The Video surveillance application format (VS AF) intends to provide an initial level of interoperability for video-based surveillance systems. Systems complying with the VSAF specification can exchange and reuse video data and metadata providing information about time and place of recording as well as additionally detailed descriptions of the content.

Motivation

The implementation of ‘next generation’ video surveillance systems is hindered by significant interoperability deficiencies. The command and control centers must operate in very large sites, that are surveyed by a diverse range of equipment that increasingly is supplied by different vendors. The introduction of automatic methods for analysis has increased the domain in which interoperability is a important issue for system integrators.

Overview of technology

The VSAF definition extends the AVC file format, which in turn extends the ISO Base Media File Format.

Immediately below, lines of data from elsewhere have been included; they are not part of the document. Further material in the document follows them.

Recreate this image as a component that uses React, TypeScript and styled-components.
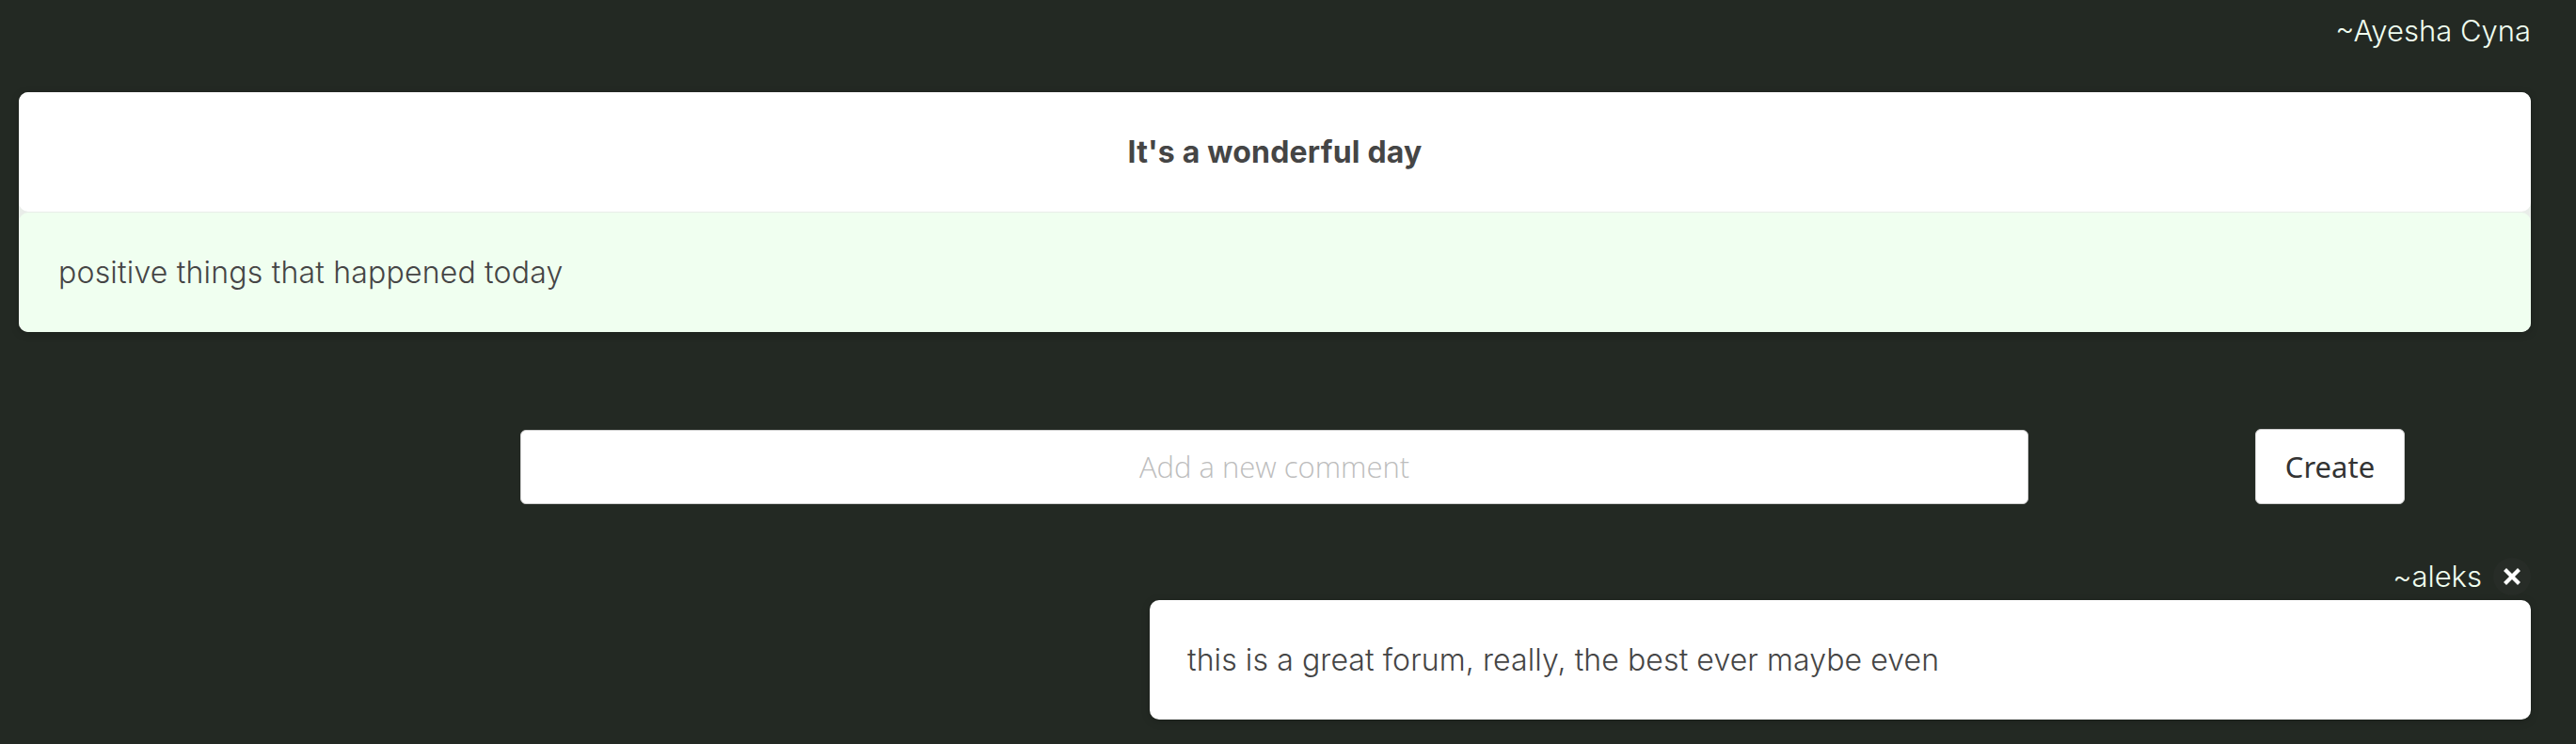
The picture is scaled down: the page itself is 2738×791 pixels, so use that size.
import { FC } from "react";
import styled, { createGlobalStyle } from "styled-components";

const GlobalStyle = createGlobalStyle`
  html, body {
    margin: 0;
    padding: 0;
    background: #232923;
  }
  body {
    font-family: Inter, "Liberation Sans", sans-serif;
  }
`;

const Page = styled.div`
  display: flex;
  flex-direction: column;
  padding: 13px 48px 0 20px;
  min-height: 791px;
  box-sizing: border-box;
`;

const Author = styled.div`
  display: flex;
  justify-content: flex-end;
  align-items: center;
  gap: 12px;
  font-family: Inter, "Liberation Sans", sans-serif;
  font-weight: 300;
  font-size: 31px;
  line-height: 40px;
  color: #f0fff0;
`;

const Post = styled.div`
  display: flex;
  flex-direction: column;
  gap: 1px;
  margin-top: 45px;
  border-radius: 10px;
  background: #e9ede9;
  box-shadow: 0 2px 10px rgba(0, 0, 0, 0.18);
`;

const Card = styled.div<{ $tone?: "white" | "green"; $bold?: boolean }>`
  display: flex;
  align-items: center;
  justify-content: ${({ $bold }) => ($bold ? "center" : "flex-start")};
  height: 127px;
  padding: 0 42px;
  box-sizing: border-box;
  border-radius: 10px;
  background: ${({ $tone }) => ($tone === "green" ? "#f0fff0" : "#ffffff")};
  color: #454545;
  font-family: Inter, "Liberation Sans", sans-serif;
  font-size: 32px;
  letter-spacing: 0.2px;
  font-weight: ${({ $bold }) => ($bold ? 700 : 300)};
`;

const CommentForm = styled.form`
  display: flex;
  align-items: center;
  gap: 241px;
  padding-left: 533px;
  margin-top: 103px;
`;

const CommentInput = styled.input`
  width: 1603px;
  height: 79px;
  box-sizing: border-box;
  border: 1px solid #cfcfcf;
  border-radius: 6px;
  background: #fff;
  text-align: center;
  font-family: "Open Sans", "Noto Sans", sans-serif;
  font-weight: 300;
  font-size: 31px;
  color: #333;
  outline: none;
  &::placeholder {
    color: #bdbdbd;
  }
`;

const CreateButton = styled.button`
  width: 159px;
  height: 80px;
  box-sizing: border-box;
  border: 1px solid #cfcfcf;
  border-radius: 6px;
  background: #fff;
  color: #333;
  font-family: "Noto Sans", "Open Sans", sans-serif;
  font-size: 31px;
  cursor: pointer;
`;

const Comment = styled.div`
  display: flex;
  flex-direction: column;
  align-items: flex-end;
  margin-top: 57px;
`;

const CommentCard = styled(Card)`
  width: 1468px;
  padding: 0 40px;
  margin-top: 5px;
  letter-spacing: 0.1px;
  box-shadow: 0 2px 10px rgba(0, 0, 0, 0.18);
`;

const DeleteButton = styled.button`
  display: flex;
  align-items: center;
  justify-content: center;
  width: 40px;
  height: 40px;
  padding: 0;
  border: none;
  border-radius: 50%;
  background: #272c27;
  cursor: pointer;
`;

const CloseIcon: FC = () => (
  <svg width="18" height="18" viewBox="0 0 18 18">
    <path
      d="M3 3 L15 15 M15 3 L3 15"
      stroke="#ffffff"
      strokeWidth="4.2"
      strokeLinecap="square"
    />
  </svg>
);

const App: FC = () => {
  return (
    <>
      <GlobalStyle />
      <Page>
        <Author>~Ayesha Cyna</Author>
        <Post>
          <Card $bold>It's a wonderful day</Card>
          <Card $tone="green">positive things that happened today</Card>
        </Post>
        <CommentForm onSubmit={(e) => e.preventDefault()}>
          <CommentInput placeholder="Add a new comment" />
          <CreateButton type="submit">Create</CreateButton>
        </CommentForm>
        <Comment>
          <Author>
            ~aleks
            <DeleteButton aria-label="delete comment">
              <CloseIcon />
            </DeleteButton>
          </Author>
          <CommentCard>this is a great forum, really, the best ever maybe even</CommentCard>
        </Comment>
      </Page>
    </>
  );
};

export default App;
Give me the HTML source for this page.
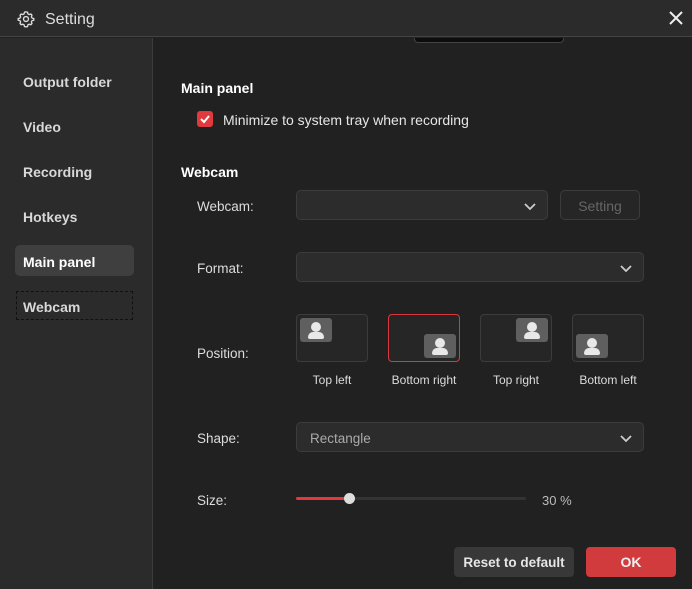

Each VSAF file can be considered as a fragment of a continuous stream of data. Each fragment is given a unique identification using Universally Unique IDentifiers (UUIDs). Each fragment will also store, as ‘file-level metadata’, the UUID of its predecessor and of its successor. Furthermore, it is also convenient to include a Uniform Resource Identifier (URI), to provide a description of the access mechanism or location. This fragment identification together with camera identification information is provided in binary form to allow for very fast machine access and processing.

Each VSAF fragment comprises one or more video tracks but requires at least one MPEG-4 AVC track. Movie and Track boxes can be used to provide for further segmentation of the video data. Movie fragments can contain a subset of samples of all tracks including initialization data for presentation. This segmentation provides efficient ‘trick play’ functionality, e.g. fast forward up to the currently recorded frame.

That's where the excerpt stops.